Posting to Autocat
On 4/25/2014 6:28 PM, MULLEN Allen wrote:
While I agree that finding reliable quality information can be challenging on the Internet, ironically enough, some of that comes from approaching this catalog search/search engine mentality to be able to use it in a similar fashion which is what you seemingly want to do in a verification proces. To take the Ukraine crisis, for instance – using Reddit (http://www.reddit.com/r/ukrainianconflict) and Twitter (https://twitter.com/search?q=%23Ukraine, for example) provides less mediated, more immediate and broader access to information on this than any single news outlet or blogger could ever offer, much less the resources of a library which, other than newspapers (yesterday’s news today), would provide little of currency. The idea here is that if you are interested in being knowledgeable, you have profoundly valuable tools to use that never existed before, whether they are analogous to library tools or not.
You make some really good points here. Perhaps I did not make my primary idea clear however. I completely agree that there are incredible tools today that never existed before, but what I am trying to say is that the process of getting and using those tools, or even knowing about them, has resulted in a situation that is just as complex for the user as it has ever been. As a result, the idea in that article in Slate,
http://www.slate.com/articles/life/design/2014/04/the_future_of_the_library_how_they_ll_evolve_for_the_digital_age.html where the author was saying that the library would become “maker spaces” and the “third place”, that is fine, but he never mentions that it will remain a place for people to find information.

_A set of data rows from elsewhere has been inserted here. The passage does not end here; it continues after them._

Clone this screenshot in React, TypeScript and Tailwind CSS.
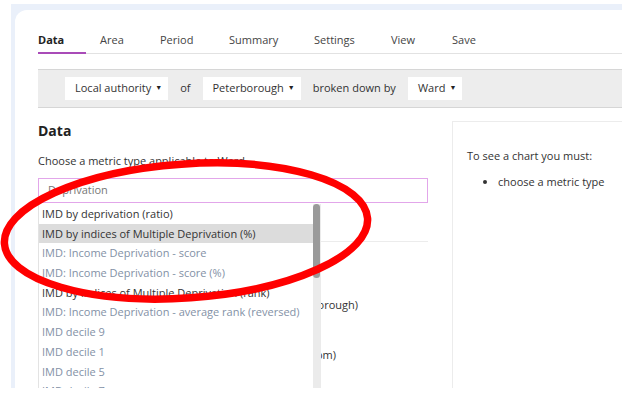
import React from "react";

const tabs = [
  { label: "Data", w: "w-[62px]", active: true },
  { label: "Area", w: "w-[60px]" },
  { label: "Period", w: "w-[69px]" },
  { label: "Summary", w: "w-[85px]" },
  { label: "Settings", w: "w-[77px]" },
  { label: "View", w: "w-[61px]" },
  { label: "Save", w: "w-[60px]" },
];

const items: { t: string; dark?: boolean; hi?: boolean }[] = [
  { t: "IMD by deprivation (ratio)", dark: true },
  { t: "IMD by indices of Multiple Deprivation (%)", dark: true, hi: true },
  { t: "IMD: Income Deprivation - score" },
  { t: "IMD: Income Deprivation - score (%)" },
  { t: "IMD by indices of Multiple Deprivation (rank)", dark: true },
  { t: "IMD: Income Deprivation - average rank (reversed)" },
  { t: "IMD decile 9" },
  { t: "IMD decile 1" },
  { t: "IMD decile 5" },
  { t: "IMD decile 7" },
];

function Select({ label }: { label: string }) {
  return (
    <div className="flex h-[23px] items-center gap-[4px] bg-white pl-[10px] pr-[6px]">
      <span>{label}</span>
      <span className="text-[7px] text-[#222]">▼</span>
    </div>
  );
}

export default function App() {
  return (
    <div
      className="relative h-[394px] w-[622px] overflow-hidden bg-white text-[11px] text-[#333]"
      style={{ fontFamily: '"Open Sans", "Noto Sans", sans-serif' }}
    >
      <div className="mt-[4px] ml-[11px] h-[384px] overflow-hidden bg-[#eaf0fa] pt-[6px] pl-[4px]">
        <div className="flex h-full flex-col rounded-tl-[12px] bg-white pt-[22px] pl-[23px]">
          {/* tabs */}
          <div className="flex border-b border-[#e2e2e2]">
            {tabs.map((t) => (
              <div key={t.label} className={`${t.w} shrink-0`}>
                <div
                  className={`mb-[-1px] pb-[4px] leading-[16px] ${
                    t.active
                      ? "w-[48px] border-b-2 border-[#a94bb8] font-bold text-[#222]"
                      : "border-b-2 border-transparent text-[#444]"
                  }`}
                >
                  {t.label}
                </div>
              </div>
            ))}
            <div className="flex-1" />
          </div>

          {/* selector bar */}
          <div className="mt-[15px] flex h-[39px] shrink-0 items-center gap-[12px] border-y border-[#d6d6d6] bg-[#ededed] pl-[27px] text-[#333]">
            <Select label="Local authority" />
            <span>of</span>
            <Select label="Peterborough" />
            <span>broken down by</span>
            <Select label="Ward" />
          </div>

          {/* content */}
          <div className="mt-[13px] flex flex-1">
            <div className="relative w-[390px] shrink-0">
              <div className="text-[14px] font-bold leading-[20px] text-[#222]">Data</div>
              <div className="mt-[12px] leading-[16px]">Choose a metric type applicable to Ward</div>
              <div className="mt-[9px] flex h-[25px] items-center border-[1.5px] border-[#e2a6ea] pl-[9px] text-[#777]">
                Deprivation
              </div>
              {/* underlying content */}
              <div className="h-[39px] border-b border-[#ececec]" />
              <div className="mt-[55px] w-[320px] text-right leading-[16px]">
                Population estimates (Peterborough)
              </div>
              <div className="mt-[34px] w-[298px] text-right leading-[16px]">
                Census 2011 (Office for National Statistics, random)
              </div>

              {/* dropdown */}
              <div className="absolute left-0 top-[83px] flex h-[200px] w-[283px] border-l border-[#e3e3e3] bg-white">
                <div className="min-w-0 flex-1 overflow-hidden">
                  {items.map((it) => (
                    <div
                      key={it.t}
                      className={`h-[19.7px] whitespace-nowrap pl-[3px] leading-[19.7px] ${
                        it.dark ? "text-[#333]" : "text-[#8391a6]"
                      } ${it.hi ? "bg-[#dcdcdc]" : ""}`}
                    >
                      {it.t}
                    </div>
                  ))}
                </div>
                <div className="w-[8px] shrink-0 bg-[#ebebeb]">
                  <div className="h-[74px] w-[7px] rounded-full bg-[#9a9a9a]" />
                </div>
              </div>
            </div>
            <div className="ml-[24px] flex-1 border-l border-t border-[#ececec] pl-[14px] pt-[26px]">
              <div className="leading-[16px]">To see a chart you must:</div>
              <ul className="mt-[10px] list-disc pl-[31px] leading-[16px]">
                <li>choose a metric type</li>
              </ul>
            </div>
          </div>
        </div>
      </div>

      {/* red annotation */}
      <svg className="pointer-events-none absolute left-0 top-0" width="622" height="394">
        <ellipse
          cx="186"
          cy="231"
          rx="182"
          ry="67"
          transform="rotate(-4 186 231)"
          fill="none"
          stroke="#ff0000"
          strokeWidth="7.5"
        />
      </svg>
    </div>
  );
}
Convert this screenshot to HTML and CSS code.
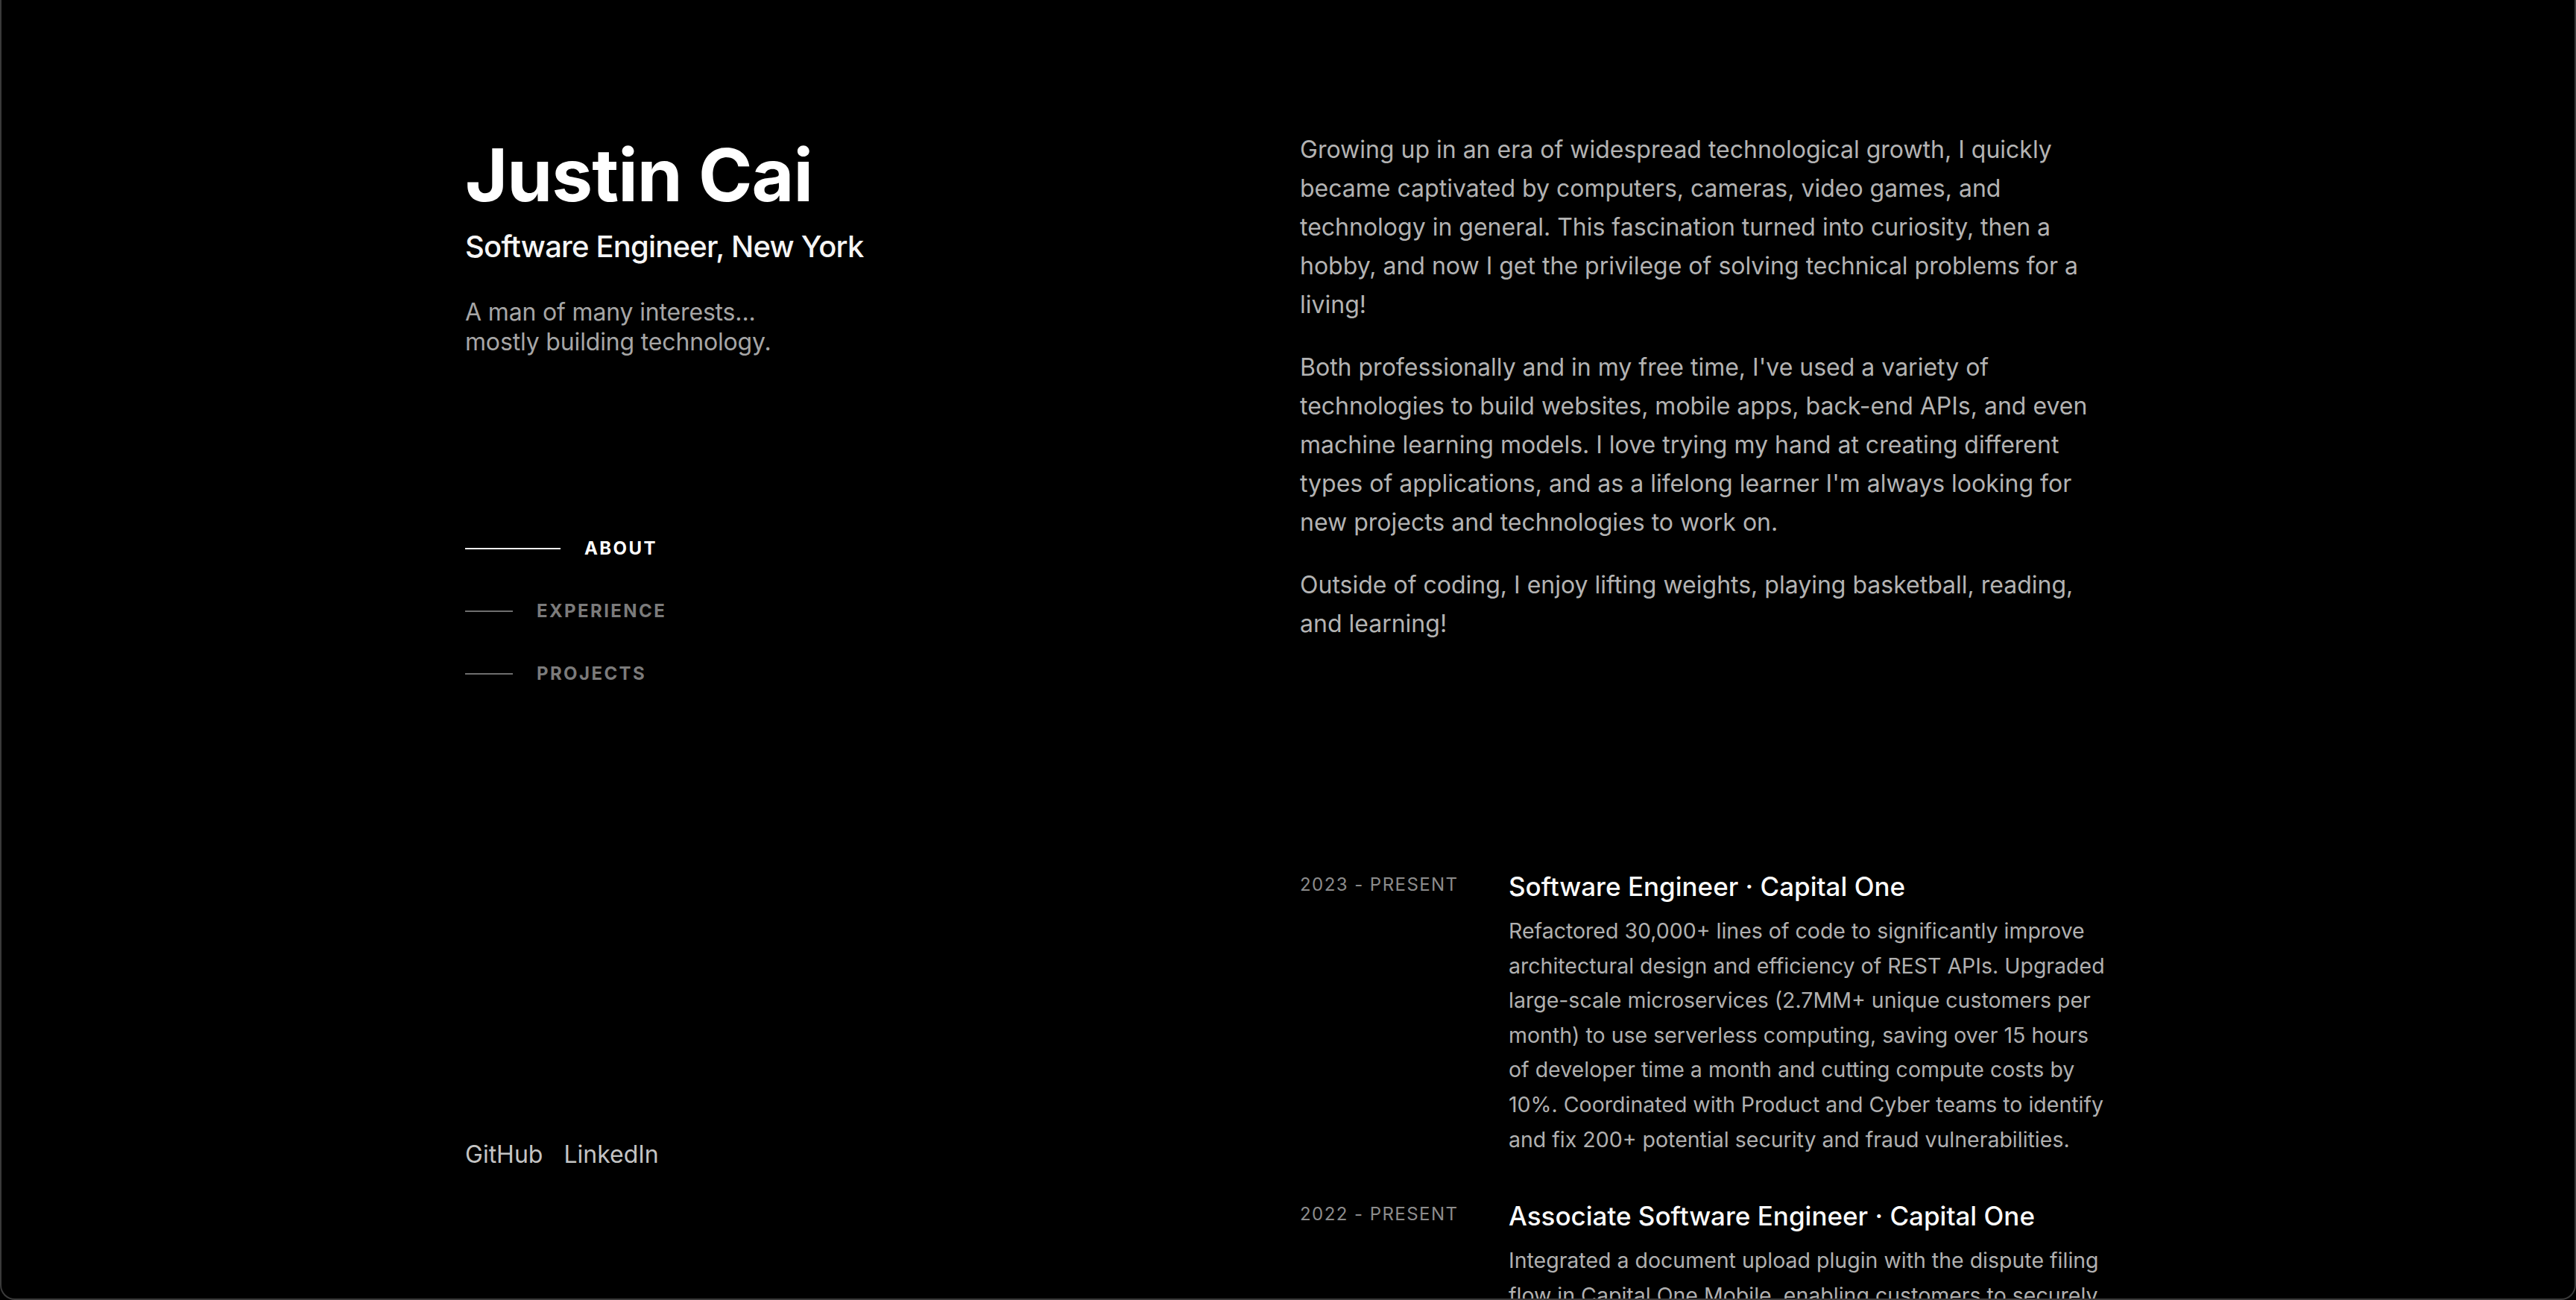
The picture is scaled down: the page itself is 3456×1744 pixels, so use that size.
FILE: index.html
```html
<!DOCTYPE html>
<html lang="en">
<head>
<meta charset="utf-8">
<title>Justin Cai</title>
<link rel="stylesheet" href="styles.css">
</head>
<body>
<div class="frame">
  <div class="container">
    <header class="side">
      <div class="intro">
        <h1 class="name">Justin Cai</h1>
        <h2 class="role">Software Engineer, New York</h2>
        <p class="tagline">A man of many interests...<br>mostly building technology.</p>
        <nav class="nav">
          <a class="nav-item active" href="#about"><span class="nav-line"></span><span class="nav-text">About</span></a>
          <a class="nav-item" href="#experience"><span class="nav-line"></span><span class="nav-text">Experience</span></a>
          <a class="nav-item" href="#projects"><span class="nav-line"></span><span class="nav-text">Projects</span></a>
        </nav>
      </div>
      <ul class="socials">
        <li><a href="#">GitHub</a></li>
        <li><a href="#">LinkedIn</a></li>
      </ul>
    </header>
    <main class="content">
      <section class="about" id="about">
        <p>Growing up in an era of widespread technological growth, I quickly became captivated by computers, cameras, video games, and technology in general. This fascination turned into curiosity, then a hobby, and now I get the privilege of solving technical problems for a living!</p>
        <p>Both professionally and in my free time, I've used a variety of technologies to build websites, mobile apps, back-end APIs, and even machine learning models. I love trying my hand at creating different types of applications, and as a lifelong learner I'm always looking for new projects and technologies to work on.</p>
        <p>Outside of coding, I enjoy lifting weights, playing basketball, reading, and learning!</p>
      </section>
      <section class="experience" id="experience">
        <ol class="jobs">
          <li class="job">
            <div class="job-date">2023 - Present</div>
            <div class="job-body">
              <h3 class="job-title">Software Engineer · Capital One</h3>
              <p class="job-desc">Refactored 30,000+ lines of code to significantly improve architectural design and efficiency of REST APIs. Upgraded large-scale microservices (2.7MM+ unique customers per month) to use serverless computing, saving over 15 hours of developer time a month and cutting compute costs by 10%. Coordinated with Product and Cyber teams to identify and fix 200+ potential security and fraud vulnerabilities.</p>
            </div>
          </li>
          <li class="job">
            <div class="job-date">2022 - Present</div>
            <div class="job-body">
              <h3 class="job-title">Associate Software Engineer · Capital One</h3>
              <p class="job-desc">Integrated a document upload plugin with the dispute filing flow in Capital One Mobile, enabling customers to securely upload supporting documents for their disputes and reducing manual follow-ups.</p>
            </div>
          </li>
        </ol>
      </section>
    </main>
  </div>
</div>
</body>
</html>
```

FILE: styles.css
```css
* { box-sizing: border-box; }
html, body { margin: 0; padding: 0; background: #000; }
body {
  font-family: Inter, "Noto Sans", "Liberation Sans", sans-serif;
  color: #b3b3b3;
  -webkit-font-smoothing: antialiased;
}
a { color: inherit; text-decoration: none; }

.frame {
  height: 1744px;
  overflow: hidden;
  border-left: 2px solid #3a3a3a;
  border-right: 2px solid #3a3a3a;
  border-bottom: 2px solid #3a3a3a;
  border-radius: 0 0 20px 20px;
  background: #000;
}

.container {
  width: 2208px;
  margin: 0 auto;
  display: flex;
  justify-content: space-between;
  gap: 32px;
}

.side {
  width: 1088px;
  height: 1742px;
  padding: 186px 0 169px 0;
  display: flex;
  flex-direction: column;
  justify-content: space-between;
}

.name {
  margin: 0;
  font-size: 98px;
  line-height: 98px;
  font-weight: 700;
  letter-spacing: -0.01em;
  color: #fff;
}
.role {
  margin: 19px 0 0 0;
  font-size: 40px;
  line-height: 56px;
  font-weight: 500;
  letter-spacing: -0.02em;
  color: #f5f5f5;
}
.tagline {
  margin: 40px 0 0 0;
  font-size: 32px;
  line-height: 40px;
  letter-spacing: -0.005em;
  color: #a6a6a6;
}

.nav {
  margin-top: 215px;
  display: flex;
  flex-direction: column;
  align-items: flex-start;
}
.nav-item {
  display: flex;
  align-items: center;
  padding: 24px 0;
  line-height: 36px;
}
.nav-line {
  display: block;
  width: 64px;
  height: 2px;
  margin-right: 32px;
  background: #6e6e6e;
}
.nav-text {
  font-size: 24px;
  font-weight: 700;
  letter-spacing: 0.1em;
  text-transform: uppercase;
  color: #7b7b7b;
}
.nav-item.active .nav-line { width: 128px; background: #f0f0f0; }
.nav-item.active .nav-text { color: #fff; }

.socials {
  list-style: none;
  margin: 0;
  padding: 0;
  display: flex;
  gap: 28px;
  font-size: 32px;
  line-height: 48px;
  color: #c4c4c4;
}

.content {
  width: 1088px;
  padding-top: 175px;
}
.about p {
  margin: 0 0 32px 0;
  font-size: 32px;
  line-height: 52px;
  color: #b3b3b3;
}
.about p:last-child { margin-bottom: 0; }
.about { margin-bottom: 302px; }

.jobs { list-style: none; margin: 0; padding: 0; }
.job {
  display: grid;
  grid-template-columns: 248px 1fr;
  column-gap: 32px;
  margin-bottom: 55px;
}
.job-date {
  margin-top: 6px;
  font-size: 24px;
  line-height: 32px;
  font-weight: 400;
  letter-spacing: 0.06em;
  text-transform: uppercase;
  color: #8c8c8c;
}
.job-title {
  margin: 0;
  font-size: 35px;
  line-height: 48px;
  font-weight: 500;
  color: #fafafa;
}
.job-desc {
  margin: 13px 0 0 0;
  font-size: 28.5px;
  line-height: 46.6px;
  color: #b0b0b0;
}
```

I think people still need just as much help as ever finding information they can trust. This was always the library’s primary task, and I think it still is. Otherwise, people just type in a few words into a “black box” whose workings remain a closely guarded business secret by some of the most powerful corporations in the world, and it spits back the most “relevant” information. How and why, we cannot know.
And many people do not seem to understand that a bit of information they found is not in Google, e.g. when they say “I found it in Google!” but Google is just the index. This is similar to asking students where they found an article, and they would mostly say, “JSTOR” or “Proquest” when they did not understand that JSTOR and Proquest are indexes, and that the information itself is in a specific journal, newspaper, or whatever.
I would teach them what it was, and they would immediately forget.
Again, we understand these things because we are the specialists, but to non-specialists, these same matters are incredibly complex, and boring, to most others.
I just hope that librarians do not agree that libraries should become “third places” etc. at the expense of their primary mission. I think that mission is just as important as it has ever been. There is a lot libraries could and should do in furtherance of this primary mission, and I think that if we built tools that actually improved matters for the public instead of spending our resources chasing unproven speculations (such as RDA and FRBR), it would be appreciated by everyone.